Au printemps 2023, Amélie*, tout juste 17 ans, partait en voyage scolaire aux États-Unis avec son lycée pro lorsque, pendant le vol aller, sa demi-sœur s’est pendue – le jour de son anniversaire. Après un temps d’hésitation, sa mère s’est décidée à lui annoncer la nouvelle. En entendant les hurlements à l’autre bout du fil, elle a demandé à parler au prof d’histoire qui encadrait le groupe, et lui a confié sa fille (« Faites comme si c’était la vôtre »). « Je ne pouvais pas imaginer ce qui s’est passé derrière », semble-t-elle désormais se justifier à la barre du tribunal.

C’est dans ce contexte qu’Amélie et Frédéric D., la cinquantaine, ont échangé leurs numéros. Après leur retour sur le Vieux Continent, ils ont continué à s’envoyer des messages, surtout le soir. Progressivement, la conversation a dérapé : il fut de plus en plus souvent question de porno, de masturbation (« Tu as les mains occupées ? »), ou encore des pratiques sexuelles d’Amélie avec son copain (« Tu te fais déboîter comme une petite coquine… »). Amélie ne s’est pas formalisée outre mesure de ces messages, dignes selon elle d’un « tonton beauf » : « Je m’accroche très vite aux gens et j’ai peur de l’abandon. Il m’a aidée à surmonter pas mal de choses… [Alors] je pense qu’en un sens je n’ai pas voulu voir

« Elle a beaucoup de répondant. Si elle avait voulu que la conversation cesse, elle l’aurait dit. […] Elle n’est pas du genre à se faire marcher sur les pieds », lance le prévenu, qui finit tout de même par avoir un mot pour sa jeune élève : « Je suis conscient du tort que je lui ai causé. Du traumatisme, peut-être, éventuellement. » Il était temps, semble se dire le président en se tournant vers la partie civile, recroquevillée sur sa chaise : « Je ne sais pas s’il lui restera des ongles à la fin de l’audience.» Quoi qu’il en soit, Frédéric D. l’assure : « Je n’ai pas été malin, c’est une certitude, [mais] je n’avais pas d’arrière-pensées

« J’ai peut-être eu un geste malheureux… »

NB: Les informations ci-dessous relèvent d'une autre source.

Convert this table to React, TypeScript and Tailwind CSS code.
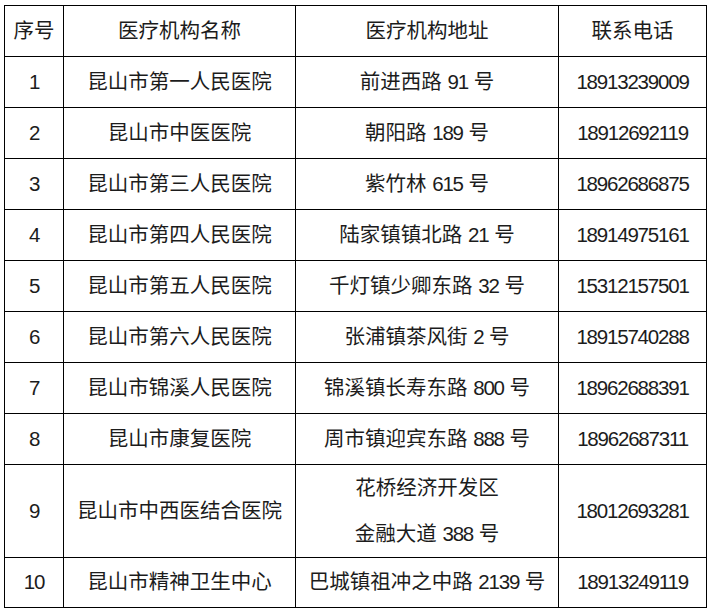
const rows: { no: string; name: string; addr: string[]; tel: string }[] = [
  { no: '1', name: '昆山市第一人民医院', addr: ['前进西路 91 号'], tel: '18913239009' },
  { no: '2', name: '昆山市中医医院', addr: ['朝阳路 189 号'], tel: '18912692119' },
  { no: '3', name: '昆山市第三人民医院', addr: ['紫竹林 615 号'], tel: '18962686875' },
  { no: '4', name: '昆山市第四人民医院', addr: ['陆家镇镇北路 21 号'], tel: '18914975161' },
  { no: '5', name: '昆山市第五人民医院', addr: ['千灯镇少卿东路 32 号'], tel: '15312157501' },
  { no: '6', name: '昆山市第六人民医院', addr: ['张浦镇茶风街 2 号'], tel: '18915740288' },
  { no: '7', name: '昆山市锦溪人民医院', addr: ['锦溪镇长寿东路 800 号'], tel: '18962688391' },
  { no: '8', name: '昆山市康复医院', addr: ['周市镇迎宾东路 888 号'], tel: '18962687311' },
  { no: '9', name: '昆山市中西医结合医院', addr: ['花桥经济开发区', '金融大道 388 号'], tel: '18012693281' },
  { no: '10', name: '昆山市精神卫生中心', addr: ['巴城镇祖冲之中路 2139 号'], tel: '18913249119' },
]

// digits in the source are narrow, tighten them a bit
function Txt({ text }: { text: string }) {
  const parts = text.split(/(\d+)/)
  return (
    <>
      {parts.map((p, i) =>
        /^\d+$/.test(p) ? (
          <span key={i} className="tracking-[-1.2px]">{p}</span>
        ) : (
          <span key={i}>{p}</span>
        )
      )}
    </>
  )
}

const cell = 'border border-black text-center align-middle p-0'

export default function App() {
  return (
    <div
      className="w-[712px] h-[614px] bg-white pl-[4px] pt-[5px] text-[#1c1c1c] text-[20.5px]"
      style={{ fontFamily: '"Liberation Sans", "Noto Sans CJK SC", sans-serif' }}
    >
      <table className="w-[702px] table-fixed border-collapse">
        <colgroup>
          <col className="w-[59px]" />
          <col className="w-[232px]" />
          <col className="w-[263px]" />
          <col className="w-[148px]" />
        </colgroup>
        <thead>
          <tr className="h-[51px]">
            <th className={cell + ' font-normal'}>序号</th>
            <th className={cell + ' font-normal'}>医疗机构名称</th>
            <th className={cell + ' font-normal'}>医疗机构地址</th>
            <th className={cell + ' font-normal'}>联系电话</th>
          </tr>
        </thead>
        <tbody>
          {rows.map((r) => (
            <tr key={r.no} className={r.addr.length > 1 ? 'h-[93px]' : r.no === '10' ? 'h-[50px]' : 'h-[51px]'}>
              <td className={cell}><Txt text={r.no} /></td>
              <td className={cell}>{r.name}</td>
              <td className={cell}>
                <div className={r.addr.length > 1 ? 'flex flex-col leading-[46px]' : ''}>
                  {r.addr.map((a) => (
                    <div key={a}><Txt text={a} /></div>
                  ))}
                </div>
              </td>
              <td className={cell}><Txt text={r.tel} /></td>
            </tr>
          ))}
        </tbody>
      </table>
    </div>
  )
}
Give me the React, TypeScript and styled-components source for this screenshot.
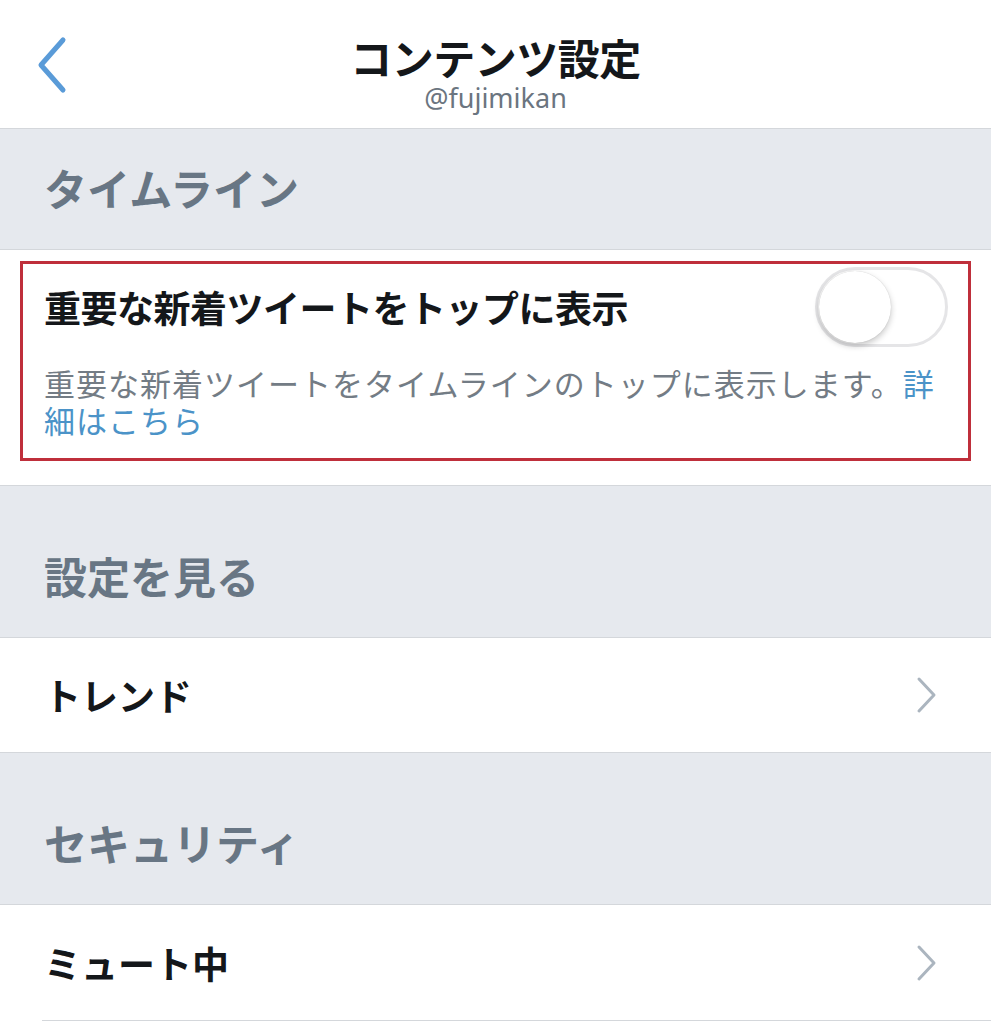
import styled, { createGlobalStyle } from 'styled-components';

const GlobalStyle = createGlobalStyle`
  html, body {
    margin: 0;
    padding: 0;
    background: #ffffff;
  }
  body {
    font-family: "Noto Sans CJK JP", "Noto Sans", sans-serif;
  }
`;

const Page = styled.div`
  width: 991px;
  min-height: 1024px;
  background: #ffffff;
  overflow: hidden;
`;

const Header = styled.header`
  position: relative;
  height: 129px;
  display: flex;
  flex-direction: column;
  align-items: center;
  border-bottom: 1px solid #d4d7db;
  box-sizing: border-box;
`;

const BackButton = styled.button`
  position: absolute;
  left: 34px;
  top: 34px;
  width: 36px;
  height: 62px;
  padding: 0;
  border: none;
  background: none;
  display: flex;
  align-items: center;
  justify-content: center;
`;

const Title = styled.h1`
  margin: 32px 0 0;
  font-size: 42px;
  line-height: 50px;
  font-weight: 700;
  color: #14171a;
  letter-spacing: -0.5px;
`;

const Subtitle = styled.div`
  font-family: "Noto Sans", sans-serif;
  font-size: 27px;
  line-height: 32px;
  color: #6b7580;
`;

const SectionHeader = styled.div<{ $first?: boolean }>`
  height: ${(p) => (p.$first ? 121 : 152)}px;
  background: #e6e9ee;
  display: flex;
  align-items: flex-end;
  padding: 0 44px 36px;
  box-sizing: border-box;
  border-bottom: 1px solid #d4d7db;
  font-size: 43px;
  line-height: 52px;
  font-weight: 700;
  color: #687684;
`;

const WhiteBlock = styled.div`
  background: #ffffff;
  padding: 11px 20px 24px;
  border-bottom: 1px solid #d4d7db;
`;

const Highlight = styled.div`
  border: 3px solid #bf2f3b;
  padding: 3px 20px 20px 21px;
`;

const TopLine = styled.div`
  display: flex;
  align-items: center;
  justify-content: space-between;
`;

const SettingTitle = styled.div`
  font-size: 37px;
  line-height: 48px;
  font-weight: 700;
  color: #14171a;
  letter-spacing: -0.5px;
`;

const Track = styled.div`
  width: 133px;
  height: 80px;
  border-radius: 40px;
  box-sizing: border-box;
  border: 3px solid #e5e5e7;
  background: #ffffff;
  display: flex;
  align-items: center;
  padding-left: 1px;
`;

const Knob = styled.div`
  width: 72px;
  height: 72px;
  border-radius: 50%;
  background: #ffffff;
  box-shadow: 0 3px 6px rgba(0, 0, 0, 0.22), 0 0 1px rgba(0, 0, 0, 0.2);
`;

const Description = styled.p`
  margin: 17px 0 0;
  font-size: 31px;
  line-height: 37px;
  letter-spacing: 1px;
  color: #737c85;
`;

const Link = styled.span`
  color: #4b93c8;
`;

const Row = styled.div`
  height: 115px;
  display: flex;
  align-items: center;
  justify-content: space-between;
  padding: 0 52px 0 44px;
  box-sizing: border-box;
  border-bottom: 1px solid #d4d7db;
  background: #ffffff;
`;

const LastRow = styled(Row)`
  border-bottom: none;
`;

const Divider = styled.div`
  margin-left: 42px;
  height: 1px;
  background: #d4d7db;
`;

const RowLabel = styled.div`
  font-size: 37px;
  line-height: 48px;
  font-weight: 700;
  color: #14171a;
`;

const Chevron = () => (
  <svg width="24" height="38" viewBox="0 0 24 38">
    <polyline points="4,3 19,19 4,35" fill="none" stroke="#abb5bf" strokeWidth="3" strokeLinecap="round" strokeLinejoin="round" />
  </svg>
);

const BackIcon = () => (
  <svg width="34" height="60" viewBox="0 0 34 60">
    <polyline points="28,5 6,30 28,55" fill="none" stroke="#5a9bd8" strokeWidth="5" strokeLinecap="round" strokeLinejoin="round" />
  </svg>
);

export default function App() {
  return (
    <Page>
      <GlobalStyle />
      <Header>
        <BackButton aria-label="戻る">
          <BackIcon />
        </BackButton>
        <Title>コンテンツ設定</Title>
        <Subtitle>@fujimikan</Subtitle>
      </Header>

      <SectionHeader $first>タイムライン</SectionHeader>
      <WhiteBlock>
        <Highlight>
          <TopLine>
            <SettingTitle>重要な新着ツイートをトップに表示</SettingTitle>
            <Track>
              <Knob />
            </Track>
          </TopLine>
          <Description>
            重要な新着ツイートをタイムラインのトップに表示します。<Link>詳細はこちら</Link>
          </Description>
        </Highlight>
      </WhiteBlock>

      <SectionHeader>設定を見る</SectionHeader>
      <Row>
        <RowLabel>トレンド</RowLabel>
        <Chevron />
      </Row>

      <SectionHeader>セキュリティ</SectionHeader>
      <LastRow>
        <RowLabel>ミュート中</RowLabel>
        <Chevron />
      </LastRow>
      <Divider />
    </Page>
  );
}
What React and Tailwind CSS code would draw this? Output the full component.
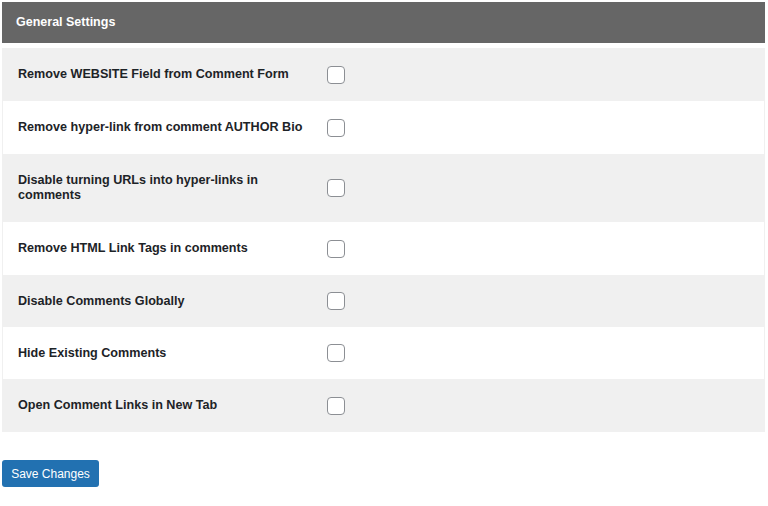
export default function App() {
  const rows = [
    ["Remove WEBSITE Field from Comment Form", "h-[53px]"],
    ["Remove hyper-link from comment AUTHOR Bio", "h-[53px]"],
    ["Disable turning URLs into hyper-links in comments", "h-[68px]"],
    ["Remove HTML Link Tags in comments", "h-[53px]"],
    ["Disable Comments Globally", "h-[52px]"],
    ["Hide Existing Comments", "h-[52px]"],
    ["Open Comment Links in New Tab", "h-[53px]"],
  ];
  return (
    <div className="bg-white min-h-[506px] pt-[2px] pl-[2px]" style={{ fontFamily: '"Liberation Sans", Arial, sans-serif' }}>
      <div className="w-[763px]">
        <div className="h-[41px] bg-[#666666] flex items-center pl-[14px]">
          <span className="text-white text-[12.5px] font-bold">General Settings</span>
        </div>
        <div className="mt-[5px] border-x border-[#f0f0f0]">
          {rows.map(([r, h], i) => (
            <div key={i} className={`flex items-center ${h} ${i % 2 === 0 ? "bg-[#f0f0f0]" : "bg-white"}`}>
              <div className="w-[292px] ml-[15px] text-[12.6px] leading-[15px] font-bold text-[#1d2327]">{r}</div>
              <div className="ml-[17px] w-[18px] h-[18px] rounded-[4px] border border-[#8c8f94] bg-white"></div>
            </div>
          ))}
        </div>
        <button className="mt-[28px] h-[27px] w-[97px] rounded-[3px] bg-[#2271b1] text-white text-[12px] flex items-center justify-center">
          Save Changes
        </button>
      </div>
    </div>
  );
}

Pourtant, juste avant le voyage scolaire de l’année suivante, à Chypre cette fois, il s’est montré encore plus pressant. Il lui a par exemple écrit qu’il aimerait bien lui faire « paf sur [son] petit cul », et dans un string, parce qu’il « faut que ça claque ». Et de fait, au cours du séjour, alors qu’Amélie regardait un film dans sa chambre d’hôtel, il a entrepris de lui mettre « des claques sur les fesses ». Puis une main sur un sein, même s’il ne l’admet que du bout des lèvres : « J’ai peut-être eu un geste malheureux… ».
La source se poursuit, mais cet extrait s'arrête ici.